* Task prompt: Extract each line from the entries below that has the string "components" in it.

* Records for this exercise:
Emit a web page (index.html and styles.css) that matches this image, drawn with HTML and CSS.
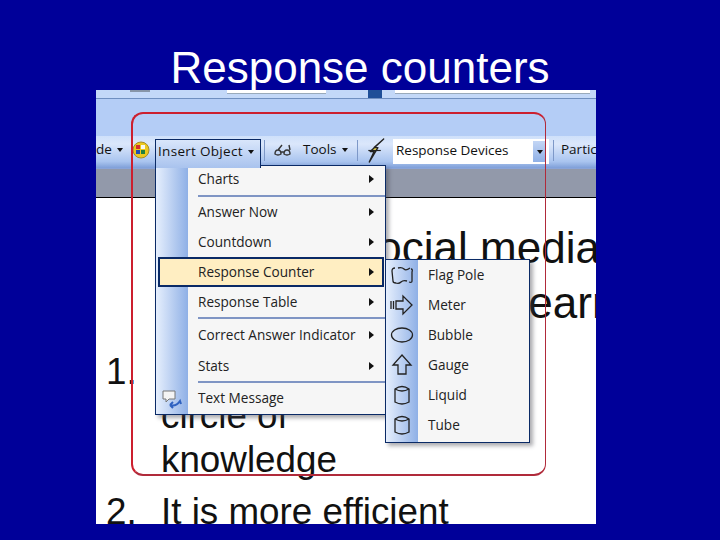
FILE: index.html
```html
<!DOCTYPE html>
<html lang="en">
<head>
<meta charset="utf-8">
<title>Response counters</title>
<link rel="stylesheet" href="styles.css">
</head>
<body>
<main class="slide">
  <h1 class="title">Response counters</h1>
  <section class="shot">
    <div class="bar-top">
      <span class="dash"></span>
      <span class="field field-a"></span>
      <span class="mini-arrow"></span>
      <span class="field field-b"></span>
    </div>
    <div class="bar-blank"></div>
    <div class="toolbar">
      <span class="tb-slot slot-de"><span class="tb-text">de</span><span class="caret"></span></span>
      <svg class="ic-face" viewBox="0 0 18 18"><circle cx="9" cy="9" r="8" fill="#ecc820" stroke="#a58c25"/><rect x="4" y="4" width="4" height="4" fill="#d03030"/><rect x="9" y="4" width="4" height="4" fill="#f8f8f0"/><rect x="4" y="9" width="4" height="4" fill="#2050b0"/><rect x="9" y="9" width="4" height="4" fill="#208040"/></svg>
      <span class="tb-open"><span class="tb-text tb-insert">Insert Object</span><span class="caret"></span></span>
      <span class="tb-sep"></span>
      <svg class="ic-glasses" viewBox="0 0 18 12"><path d="M1 10 Q1 6 4 6 Q7 6 7 10 Q4 12 1 10Z M10 10 Q10 6 13 6 Q16 6 16 10 Q13 12 10 10Z M7 8 H10 M4 6 L8 1 M16 6 L15 1" fill="none" stroke="#333" stroke-width="1.4"/></svg>
      <span class="tb-slot slot-tools"><span class="tb-text">Tools</span><span class="caret"></span></span>
      <span class="tb-sep tb-sep2"></span>
      <svg class="ic-bolt" viewBox="0 0 18 26"><path d="M17 1 L7 10 L11 10 L2 25 L7 14 L3 14 Z" fill="#e8d850" stroke="#222" stroke-width="1.400" stroke-linejoin="round"/><path d="M1 13 H14" stroke="#222" stroke-width="1.200"/></svg>
      <span class="combo"><span class="combo-text">Response Devices</span><span class="combo-btn"><span class="caret"></span></span></span>
      <span class="tb-sep tb-sep3"></span>
      <span class="tb-text">Partic</span>
    </div>
    <div class="bar-grey"></div>
    <div class="doc">
      <p class="doc-line doc-big doc-l1">Social media</p>
      <p class="doc-line doc-big doc-l2">for learn</p>
      <p class="doc-line doc-l3"><span class="num">1.</span></p>
      <p class="doc-line doc-l4">circle of</p>
      <p class="doc-line doc-l5">knowledge</p>
      <p class="doc-line doc-l6"><span class="num">2.</span>It is more efficient</p>
    </div>

    <div class="frame"></div>

    <div class="menu menu-main">
      <div class="item row-charts"><span class="gut"></span><span class="lbl">Charts</span><span class="arr"></span></div>
      <div class="rule"></div>
      <div class="item"><span class="gut"></span><span class="lbl">Answer Now</span><span class="arr"></span></div>
      <div class="item"><span class="gut"></span><span class="lbl">Countdown</span><span class="arr"></span></div>
      <div class="item hot"><span class="gut"></span><span class="lbl">Response Counter</span><span class="arr"></span></div>
      <div class="item"><span class="gut"></span><span class="lbl">Response Table</span><span class="arr"></span></div>
      <div class="rule"></div>
      <div class="item row-correct"><span class="gut"></span><span class="lbl">Correct Answer Indicator</span><span class="arr"></span></div>
      <div class="item"><span class="gut"></span><span class="lbl">Stats</span><span class="arr"></span></div>
      <div class="rule"></div>
      <div class="item row-text"><span class="gut"><svg class="ic" viewBox="0 0 22 22"><path d="M2 3 H14 V11 H8 L5 14 V11 H2 Z" fill="#f4f4f4" stroke="#777"/><path d="M9 17 Q15 19 19 13 L20 16 M9 17 L12 14 M9 17 L12 20" fill="none" stroke="#2f62c0" stroke-width="2"/></svg></span><span class="lbl">Text Message</span></div>
    </div>

    <div class="menu menu-sub">
      <div class="item"><span class="gut"><svg class="ic" viewBox="0 0 24 22"><path d="M5 4 Q2 4 2 7 L3 17 Q3 19 6 19 M8 4 Q12 3 14 5 T20 4 M21 5 Q23 5 22 8 V17 Q22 19 19 18 M17 17 Q13 16 11 18 T6 19" fill="none" stroke="#222" stroke-width="1.300"/></svg></span><span class="lbl">Flag Pole</span></div>
      <div class="item"><span class="gut"><svg class="ic" viewBox="0 0 24 22"><path d="M1 7 V15 M3.500 7 V15 M6 7 H13 V2 L22 11 L13 20 V15 H6 Z" fill="none" stroke="#222" stroke-width="1.300"/></svg></span><span class="lbl">Meter</span></div>
      <div class="item"><span class="gut"><svg class="ic" viewBox="0 0 24 22"><ellipse cx="12" cy="11" rx="10.500" ry="7" fill="none" stroke="#222" stroke-width="1.300"/></svg></span><span class="lbl">Bubble</span></div>
      <div class="item"><span class="gut"><svg class="ic" viewBox="0 0 24 22"><path d="M12 1 L21 11 H16 V20 H8 V11 H3 Z" fill="none" stroke="#222" stroke-width="1.300"/></svg></span><span class="lbl">Gauge</span></div>
      <div class="item"><span class="gut"><svg class="ic" viewBox="0 0 24 22"><path d="M5 5 Q12 0 19 5 V18 Q12 22 5 18 Z" fill="none" stroke="#222" stroke-width="1.300"/><path d="M5 5 Q12 9 19 5" fill="none" stroke="#222" stroke-width="1.300"/></svg></span><span class="lbl">Liquid</span></div>
      <div class="item"><span class="gut"><svg class="ic" viewBox="0 0 24 22"><path d="M5 5 Q12 0 19 5 V18 Q12 22 5 18 Z" fill="none" stroke="#222" stroke-width="1.300"/><path d="M5 5 Q12 9 19 5" fill="none" stroke="#222" stroke-width="1.300"/></svg></span><span class="lbl">Tube</span></div>
    </div>
  </section>
</main>
</body>
</html>
```
FILE: styles.css
```css
* { box-sizing: border-box; }
html, body { margin: 0; padding: 0; }
body { width: 720px; height: 540px; overflow: hidden; background: #000099; font-family: "Liberation Sans", Arial, sans-serif; }
.slide { width: 720px; height: 540px; display: flex; flex-direction: column; }
.title { margin: 0; height: 90px; padding-top: 43px; font-size: 44px; line-height: 50px; font-weight: 400; color: #fff; text-align: center; white-space: nowrap; position: relative; z-index: 5; }

.shot { position: relative; margin-left: 96px; width: 500px; height: 434px; overflow: hidden; background: #fff; display: flex; flex-direction: column; }
.bar-top { height: 9px; flex: none; background: #c3d8f8; border-bottom: 1px solid #6f8fc0; display: flex; align-items: flex-start; }
.dash { width: 20px; height: 2px; margin-left: 34px; background: #8795a8; flex: none; }
.field { display: block; height: 4px; background: #fff; border-bottom: 1px solid #9ab; flex: none; }
.field-a { width: 99px; margin-left: 77px; }
.mini-arrow { width: 14px; height: 8px; margin-left: 42px; background: #1f4f98; flex: none; }
.field-b { width: 195px; margin-left: 13px; }
.bar-blank { height: 37px; flex: none; background: #b4cdf6; }
.toolbar { height: 32px; padding-bottom: 4px; flex: none; background: linear-gradient(#cfe0fa 0%, #dbe7fb 25%, #a9c4ef 80%, #7f9fd8 100%); display: flex; align-items: center; font-family: "Open Sans", sans-serif; font-size: 13.500px; color: #111; white-space: nowrap; }
.tb-text { line-height: 16px; padding-bottom: 2px; }
.tb-insert { letter-spacing: .3px; }
.tb-slot { display: flex; align-items: center; flex: none; }
.slot-de { width: 36px; }
.slot-tools { width: 54px; margin-left: 11px; }
.caret { display: inline-block; width: 0; height: 0; border-left: 3.500px solid transparent; border-right: 3.500px solid transparent; border-top: 4px solid #111; margin-left: 5px; flex: none; }
.ic-face { width: 18px; height: 18px; flex: none; }
.tb-open { height: 29px; align-self: flex-end; margin-bottom: -4px; padding: 0 0 5px 2px; display: flex; align-items: center; width: 106px; margin-left: 5px; background: linear-gradient(#d9e6fb, #a9c3ee); border: 1px solid #0a2a66; border-bottom: 0; position: relative; z-index: 3; flex: none; }
.tb-sep { width: 1px; height: 21px; background: #7d98c8; margin-left: 3px; flex: none; }
.ic-glasses { width: 18px; height: 12px; margin-left: 9px; flex: none; }
.tb-sep2 { margin-left: 0; }
.ic-bolt { width: 18px; height: 25px; margin-left: 9px; flex: none; }
.combo { width: 156px; height: 25px; margin-left: 8px; margin-top: 3px; background: #fff; display: flex; align-items: center; justify-content: space-between; flex: none; padding-right: 3px; }
.combo-text { margin-left: 3px; padding-bottom: 3px; }
.combo-btn { width: 13px; height: 21px; background: linear-gradient(#c3d6f5, #8fb0e6); display: flex; align-items: center; justify-content: center; flex: none; }
.combo-btn .caret { margin: 0; }
.tb-sep3 { margin-left: 4px; margin-right: 7px; }
.bar-grey { height: 30px; flex: none; background: #9299aa; border-top: 1px solid #8aa4d8; border-bottom: 1px solid #000; }

.doc { flex: 1; background: #fff; padding-left: 65px; padding-top: 28px; color: #111; font-size: 36.800px; line-height: 44px; }
.doc-line { margin: 0; white-space: nowrap; position: relative; }
.doc-big { font-size: 44px; }
.num { position: absolute; left: -55px; top: 0; }
.doc-l1 { padding-left: 187px; }
.doc-l2 { padding-left: 294px; margin-top: 11px; }
.doc-l3 { height: 44px; margin-top: 25px; }
.doc-l6 { margin-top: 8px; }

.frame { position: absolute; left: 35px; top: 22px; width: 415px; height: 364px; border: 2px solid #cc1f2e; border-right: 1px solid #b02a3a; border-bottom-color: #b02a3a; border-radius: 12px; z-index: 1; }

.menu { position: absolute; background: linear-gradient(90deg, #e6effd, #8fb0e6) 0 0 / 32px 100% no-repeat, #f6f6f6; border: 1px solid #0a2a66; box-shadow: 3px 3px 4px rgba(70,70,80,.45); z-index: 2; font-family: "Open Sans", sans-serif; font-size: 13.600px; color: #222; display: flex; flex-direction: column; }
.menu-main { left: 59px; top: 75px; width: 231px; height: 250px; }
.menu-sub { left: 289px; top: 169px; width: 145px; height: 184px; padding-bottom: 2px; }
.menu-sub .item { flex: 1; }
.item { display: flex; align-items: center; white-space: nowrap; height: 30px; }
.row-charts { height: 29px; padding-bottom: 3px; }
.row-correct { height: 32px; }
.row-text { height: 31px; }
.gut { width: 32px; align-self: stretch; flex: none; display: flex; align-items: center; justify-content: center; }
.lbl { margin-left: 10px; flex: 1; padding-bottom: 2px; }
.arr { width: 0; height: 0; border-top: 4.500px solid transparent; border-bottom: 4.500px solid transparent; border-left: 5px solid #111; margin-right: 11px; flex: none; }
.rule { height: 2px; margin-left: 42px; background: #7f95c4; flex: none; }
.hot { background: #ffeec2; border: 2px solid #0a2a66; margin: 0 1px 0 2px; position: relative; z-index: 1; }
.hot .gut { width: 28px; }
.hot .arr { margin-right: 8px; }
.ic { width: 24px; height: 22px; display: block; flex: none; }
```
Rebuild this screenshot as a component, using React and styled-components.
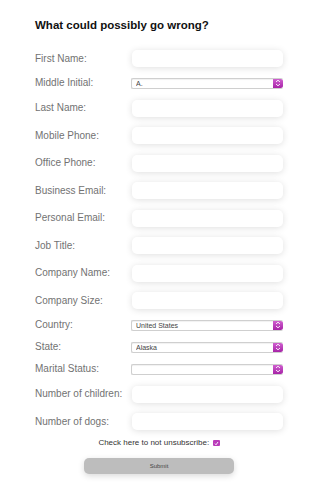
import React from 'react'
import styled, { createGlobalStyle } from 'styled-components'

const GlobalStyle = createGlobalStyle`
    html, body {
        margin: 0;
        padding: 0;
        background: #ffffff;
    }
    body {
        font-family: "Liberation Sans", Arial, Helvetica, sans-serif;
    }
`
const Page = styled.div`
    padding: 19px 0 20px 35px;
    width: 248px;
`
const Title = styled.h2`
    margin: 0 0 18px 0;
    font-size: 11.5px;
    line-height: 13px;
    font-weight: bold;
    color: #111;
`
const Form = styled.form`
    display: grid;
    grid-template-columns: 97px 151px;
    row-gap: 10.5px;
    align-items: center;
`
const Label = styled.label`
    font-size: 10px;
    line-height: 10px;
    color: #727272;
    white-space: nowrap;
`
const TextInput = styled.input`
    box-sizing: border-box;
    height: 17px;
    width: 151px;
    margin: 0;
    border: none;
    border-radius: 5px;
    background: #fff;
    box-shadow: 0 1px 7px rgba(0, 0, 0, 0.13);
    outline: none;
`
const SelectBox = styled.div`
    box-sizing: border-box;
    display: flex;
    align-items: stretch;
    height: 11.5px;
    width: 152px;
    margin-left: -1px;
    border: 1px solid #cfcfcf;
    border-right: none;
    border-radius: 2px;
    background: #fff;
    box-shadow: inset 0 1px 1px rgba(0, 0, 0, 0.06);
    overflow: hidden;
`
const NativeSelect = styled.select`
    flex: 1;
    min-width: 0;
    appearance: none;
    -webkit-appearance: none;
    border: none;
    background: transparent;
    margin: 0;
    padding: 0 0 0 4px;
    font-family: "Liberation Sans", Arial, sans-serif;
    font-size: 7px;
    line-height: 9px;
    color: #444;
    outline: none;
`
const Stepper = styled.span`
    width: 10px;
    display: flex;
    align-items: center;
    justify-content: center;
    background: linear-gradient(#cf5fcf, #a724a7);
    border-radius: 0 2px 2px 0;
`
const CheckLine = styled.div`
    margin-top: 8px;
    display: flex;
    justify-content: center;
    align-items: center;
    font-size: 8px;
    line-height: 10px;
    color: #333;
`
const Box = styled.span`
    width: 6.5px;
    height: 6.5px;
    margin-left: 4px;
    border-radius: 1px;
    background: #b93cb9;
    display: flex;
    align-items: center;
    justify-content: center;
`
const Submit = styled.button`
    display: block;
    margin: 10px 0 0 49px;
    width: 150px;
    height: 16px;
    border: none;
    border-radius: 5px;
    background: #bdbdbd;
    box-shadow: 0 2px 6px rgba(0, 0, 0, 0.15);
    font-family: "Liberation Sans", Arial, sans-serif;
    font-size: 6px;
    color: #444;
    padding: 0;
`

const Arrows = () => (
    <svg width="6" height="8" viewBox="0 0 6 8">
        <path d="M1 3 L3 1.2 L5 3 M1 5 L3 6.8 L5 5" stroke="#fff" strokeWidth="0.9" fill="none" />
    </svg>
)

const Select = ({ value }) => (
    <SelectBox>
        <NativeSelect defaultValue={value}>
            <option value={value}>{value}</option>
        </NativeSelect>
        <Stepper><Arrows /></Stepper>
    </SelectBox>
)

const fields = [
    ['First Name:'],
    ['Middle Initial:', 'A.'],
    ['Last Name:'],
    ['Mobile Phone:'],
    ['Office Phone:'],
    ['Business Email:'],
    ['Personal Email:'],
    ['Job Title:'],
    ['Company Name:'],
    ['Company Size:'],
    ['Country:', 'United States'],
    ['State:', 'Alaska'],
    ['Marital Status:', ''],
    ['Number of children:'],
    ['Number of dogs:'],
]

const App = () => {
    return (
        <Page>
            <GlobalStyle />
            <Title>What could possibly go wrong?</Title>
            <Form>
                {fields.map(([label, select]) => (
                    <React.Fragment key={label}>
                        <Label>{label}</Label>
                        {select === undefined ? <TextInput type="text" /> : <Select value={select} />}
                    </React.Fragment>
                ))}
            </Form>
            <CheckLine>
                Check here to not unsubscribe:
                <Box>
                    <svg width="5" height="5" viewBox="0 0 5 5">
                        <path d="M1 2.6 L2 3.8 L4 1" stroke="#fff" strokeWidth="0.9" fill="none" />
                    </svg>
                </Box>
            </CheckLine>
            <Submit type="button">Submit</Submit>
        </Page>
    )
}

export default App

* Output of the task:
Rebuild this screenshot as a component, using React and styled-components.
import styled, { createGlobalStyle } from 'styled-components'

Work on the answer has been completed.